ミュベール(MUVEIL)の中山路子が手掛ける「M(エム)」の2018-19年秋冬コレクションが発表された。「ミネラル コレクション」と題された今季は、“鉱石”の色、質感、パターンをロマンティックに洋服に落とし込んだ。
デザイナー中山の心を動かしたのは“鉱石”が持つ自然本来の造形の美しさ。原石から磨かれ、眩しいほどにキラキラと輝く宝石とは異なり、果てしない時間を積み重ねて生まれた、その姿形。自然が作り出した芸術品ともいえる“鉱石”から学びを深め、纏う者の美しさを引き出すウェアを作り出していく。
印象的なのは、“鉱石”を手にしたときのような高揚感を覚えるオリジナルのプリント。肌を透かせるほど薄いシースルー素材に“鉱石”プリントを施した。結晶のレイヤーやインクルージョン(不純物)まで再現されたプリントは、繊細でありながらも強いエネルギーを持っている。
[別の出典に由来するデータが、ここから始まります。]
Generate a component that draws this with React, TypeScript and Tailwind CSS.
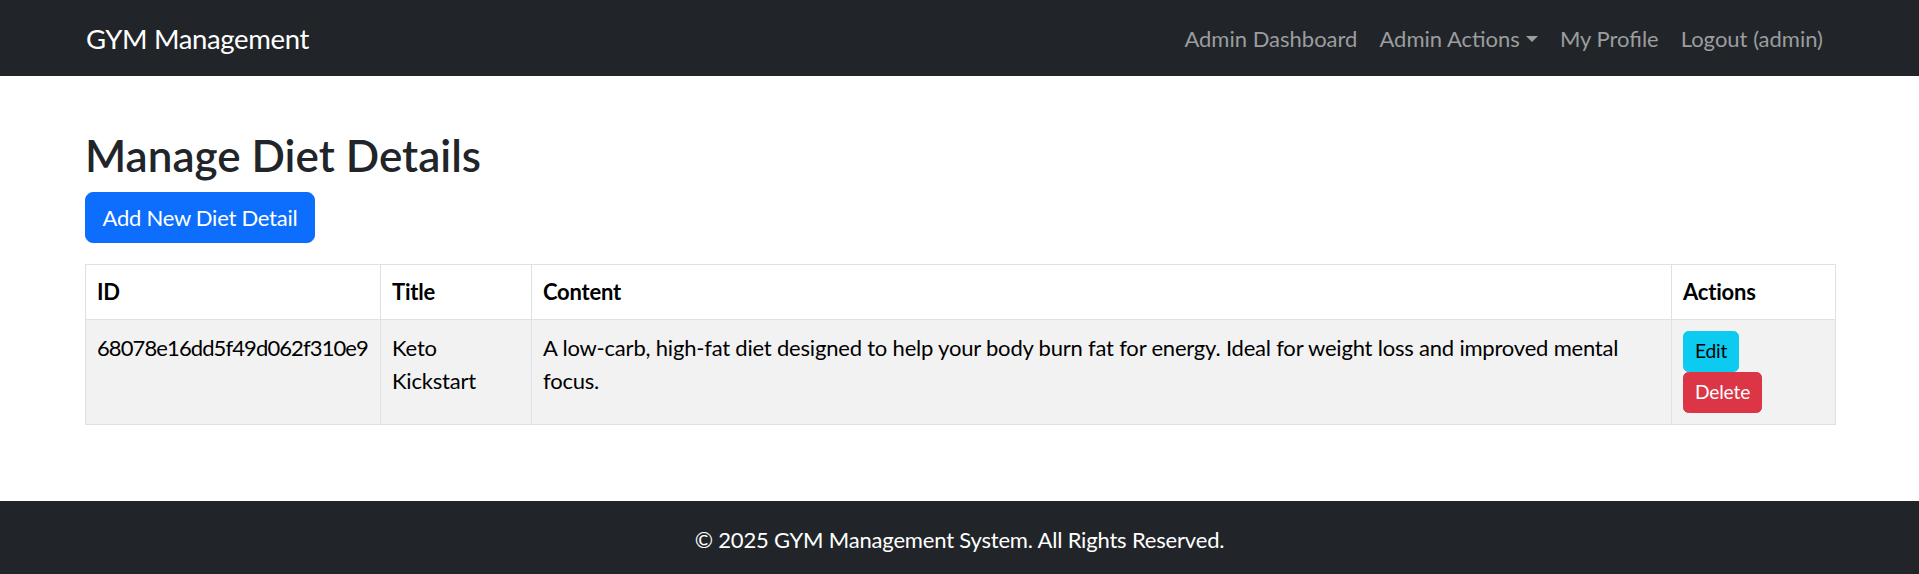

デコルテのラインを綺麗にみせてくれるブラウス、プリーツ生地を差し込んだスカートなど、様々なシルエットになって登場している。
また、肌に触れたときに思わず微笑んでしまうほど、柔らかなニットも、今季を象徴するピースの一つ。毛足の長いカシミヤを贅沢に100%使い、表面にファー加工を施した。イメージしたのは、不規則に伸びる結晶。思うがまま自由に広がる、自然の姿を秋冬のニットを使って詩的に表現している。
そして、洋服一つひとつには“鉱石”にまつわるメッセージを添えて。実は“鉱石”のファンだという文豪・宮沢賢治の『春と修羅』から1フレーズ切り取り「雲がちぎれてまた夜があけて それは黄水晶のひでり雨」と刺繍で綴ってタグにのせた。
装いと合わせてコーディネートしたい、バッグにももちろん“鉱石”のニュアンスをプラス。陽にかずと、光を受けて輝くPVC素材を使ってコンパクトサイズのバッグをデザイン。オリジナルプリント同様に、模倣できないほど個性の強い模様が全面にあしらわれている。